MARION BRUNET Q&A from Paris, April 2020

 Where you are currently living and are you needing to self-isolate in your country? 

I live in Marseille, France.

 

How are these surreal days influencing your normal writing process?

At first, I thought it would be good to be forced to stay at home, that it would push me to work for longer periods, but with a 9-year-old child and home schooling, much less! And even when I don't have her with me, I find that the situation makes me anxious, it increasingly limits my ability to concentrate and upsets my creative process. I am worried about what will happen afterwards. But I still have to push forward with my next novel. As it is set behind closed doors on a sailboat, it is also a form of escape.

 

 What are the little things that are getting you through this extraordinary time?

I ride an exercise bike, dance, cook.
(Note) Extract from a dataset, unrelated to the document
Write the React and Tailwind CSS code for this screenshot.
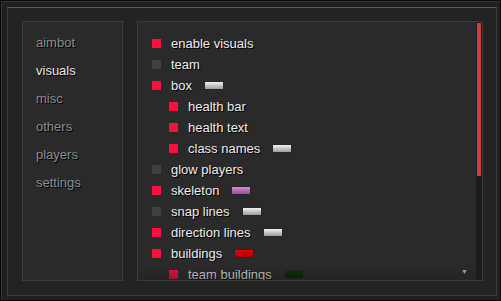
const tabs = ["aimbot", "visuals", "misc", "others", "players", "settings"]

const items = [
  { label: "enable visuals", on: true },
  { label: "team", on: false },
  { label: "box", on: true, swatch: "bg-gradient-to-b from-[#f2f2f2] to-[#9c9c9c]" },
  { label: "health bar", on: true, sub: true },
  { label: "health text", on: true, sub: true },
  { label: "class names", on: true, sub: true, swatch: "bg-gradient-to-b from-[#f2f2f2] to-[#9c9c9c]" },
  { label: "glow players", on: false },
  { label: "skeleton", on: true, swatch: "bg-gradient-to-b from-[#dc86dc] to-[#9a4c9a]" },
  { label: "snap lines", on: false, swatch: "bg-gradient-to-b from-[#f2f2f2] to-[#9c9c9c]" },
  { label: "direction lines", on: true, swatch: "bg-gradient-to-b from-[#f2f2f2] to-[#9c9c9c]" },
  { label: "buildings", on: true, swatch: "bg-gradient-to-b from-[#e60000] to-[#a80000]" },
  { label: "team buildings", on: true, sub: true, swatch: "bg-gradient-to-b from-[#003a00] to-[#002200]" },
]

const Sidebar = () => (
  <div className="w-[101px] shrink-0 border border-[#3b3b3b] bg-[#2a2a2a] pt-[7px] pl-[13px]">
    {tabs.map((t) => (
      <div
        key={t}
        className={`leading-[28px] text-[13px] [text-shadow:1px_1px_0_#000] ${
          t === "visuals" ? "text-[#e6e6e6]" : "text-[#8c8c8c]"
        }`}
      >
        {t}
      </div>
    ))}
  </div>
)

const Row = ({ label, on, sub, swatch }) => (
  <div className={`flex items-center h-[21px] ${sub ? "pl-[17px]" : ""}`}>
    <span className={`w-[9px] h-[9px] shrink-0 ${on ? "bg-[#ff0d3d]" : "bg-[#404040]"}`} />
    <span className="ml-[10px] text-[13px] leading-[21px] text-[#ececec] whitespace-nowrap [text-shadow:1px_1px_0_#000]">
      {label}
    </span>
    {swatch && (
      <span className={`ml-[12px] w-[20px] h-[9px] border border-[#262626] ${swatch}`} />
    )}
  </div>
)

export default function App() {
  return (
    <div className="w-[501px] h-[301px] bg-[#0a0a0a] p-px font-['Liberation_Sans',Arial,sans-serif]">
      <div className="h-full border-l border-t border-[#353535] bg-[#202020] pl-[5px] pt-[5px] pr-[3px] pb-[4px]">
        <div className="h-full flex border-x border-b border-[#3c3c3c] border-t border-t-[#e3173f] bg-[#232323] pt-[13px] pb-[14px] pl-[14px] pr-[13px] gap-[14px]">
          <Sidebar />
          <div className="flex-1 flex border border-[#3b3b3b] bg-[#2a2a2a] overflow-hidden relative">
            <div className="flex-1 pt-[11px] pl-[14px] relative overflow-hidden">
              {items.map((it) => (
                <Row key={it.label} {...it} />
              ))}
              <div className="absolute left-0 right-0 bottom-0 h-[16px] bg-gradient-to-b from-transparent to-[#1c1c1c]/45 pointer-events-none" />
              <div className="absolute right-[8px] bottom-[5px] text-[7px] leading-none text-[#9a9a9a]">▼</div>
            </div>
            <div className="w-[6px] bg-[#1b1b1b] px-px pt-px">
              <div className="h-[153px] bg-[#c6423f]" />
            </div>
          </div>
        </div>
      </div>
    </div>
  )
}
I reread great sagas which allow me to escape the real world, I who defend the literature of the real (black, social) more often than that of the "imaginary-escape". I have skype drinks with a group of friends every evening at the same time. I make plans for a post-Corona world, differently than what I would have done without this epidemic and its consequences. I believe that we will have to change things in-depth, and that we will come out different (and that it is desirable).

 

If you had to isolate yourself with one other writer, who would it be and why?
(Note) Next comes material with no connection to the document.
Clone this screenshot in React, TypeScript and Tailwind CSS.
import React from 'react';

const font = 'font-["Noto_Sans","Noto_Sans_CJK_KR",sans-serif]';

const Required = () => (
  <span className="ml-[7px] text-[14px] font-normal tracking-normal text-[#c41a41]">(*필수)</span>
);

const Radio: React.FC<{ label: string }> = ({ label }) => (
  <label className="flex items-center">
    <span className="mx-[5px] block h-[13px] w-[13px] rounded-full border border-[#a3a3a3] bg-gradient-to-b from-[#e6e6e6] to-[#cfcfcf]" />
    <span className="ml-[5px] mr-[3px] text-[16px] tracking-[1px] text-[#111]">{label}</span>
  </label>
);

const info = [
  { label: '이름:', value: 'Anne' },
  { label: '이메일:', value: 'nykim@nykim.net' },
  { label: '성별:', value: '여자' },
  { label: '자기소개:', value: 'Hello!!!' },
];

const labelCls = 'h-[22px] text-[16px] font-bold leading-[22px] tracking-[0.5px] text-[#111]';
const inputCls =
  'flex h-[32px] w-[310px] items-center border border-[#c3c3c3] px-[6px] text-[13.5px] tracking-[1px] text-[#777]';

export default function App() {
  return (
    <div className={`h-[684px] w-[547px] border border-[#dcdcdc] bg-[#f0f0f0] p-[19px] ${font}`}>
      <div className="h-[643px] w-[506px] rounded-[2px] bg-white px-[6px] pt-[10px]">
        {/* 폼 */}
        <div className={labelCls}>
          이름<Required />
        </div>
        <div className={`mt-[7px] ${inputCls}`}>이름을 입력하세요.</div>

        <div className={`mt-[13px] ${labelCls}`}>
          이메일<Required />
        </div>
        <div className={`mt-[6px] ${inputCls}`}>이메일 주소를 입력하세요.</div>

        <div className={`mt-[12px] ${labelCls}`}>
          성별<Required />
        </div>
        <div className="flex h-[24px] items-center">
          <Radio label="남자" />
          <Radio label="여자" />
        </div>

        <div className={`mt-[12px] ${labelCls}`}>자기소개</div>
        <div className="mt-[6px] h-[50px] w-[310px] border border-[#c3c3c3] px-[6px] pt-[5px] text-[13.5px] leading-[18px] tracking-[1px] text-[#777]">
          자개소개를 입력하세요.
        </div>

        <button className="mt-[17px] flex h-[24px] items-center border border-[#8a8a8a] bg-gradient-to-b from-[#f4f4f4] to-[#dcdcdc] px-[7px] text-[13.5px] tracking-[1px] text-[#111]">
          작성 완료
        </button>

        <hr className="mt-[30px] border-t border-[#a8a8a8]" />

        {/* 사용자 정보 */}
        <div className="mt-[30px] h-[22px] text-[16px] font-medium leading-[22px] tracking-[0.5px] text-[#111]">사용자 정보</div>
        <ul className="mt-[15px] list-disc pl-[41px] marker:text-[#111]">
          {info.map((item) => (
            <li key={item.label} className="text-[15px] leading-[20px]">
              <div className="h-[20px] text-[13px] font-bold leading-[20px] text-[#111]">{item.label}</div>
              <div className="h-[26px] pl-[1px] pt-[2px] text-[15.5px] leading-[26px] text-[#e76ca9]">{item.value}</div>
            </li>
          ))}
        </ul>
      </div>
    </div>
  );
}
Vincent Villeminot. Because he is a friend, because he is always full of writing projects and he can be a driving force, because he is both very sociable and lonely, and because he appreciates good whiskey.

 

Do you have any local stories of kindness or good deeds that you can share?
Alas no, I live in a neighbourhood where people do not respect self-isolation and that makes me angry. And it's a working-class district where quite a few people were in trouble from the start. Confinement exacerbates social injustices and the tension is too great for beautiful gestures to emerge. There are bound to be some, but I haven't seen any.

 

What are you currently reading for pleasure?

I am rereading (for the seventh time!) The Three Musketeers by Alexandre Dumas. 

 

Is there a local dish or comfort food that you are eating more regularly at the moment, to get you through these turbulent times?

Pasta shells with Moliterno al Tartufo (but I don't overdo it ...).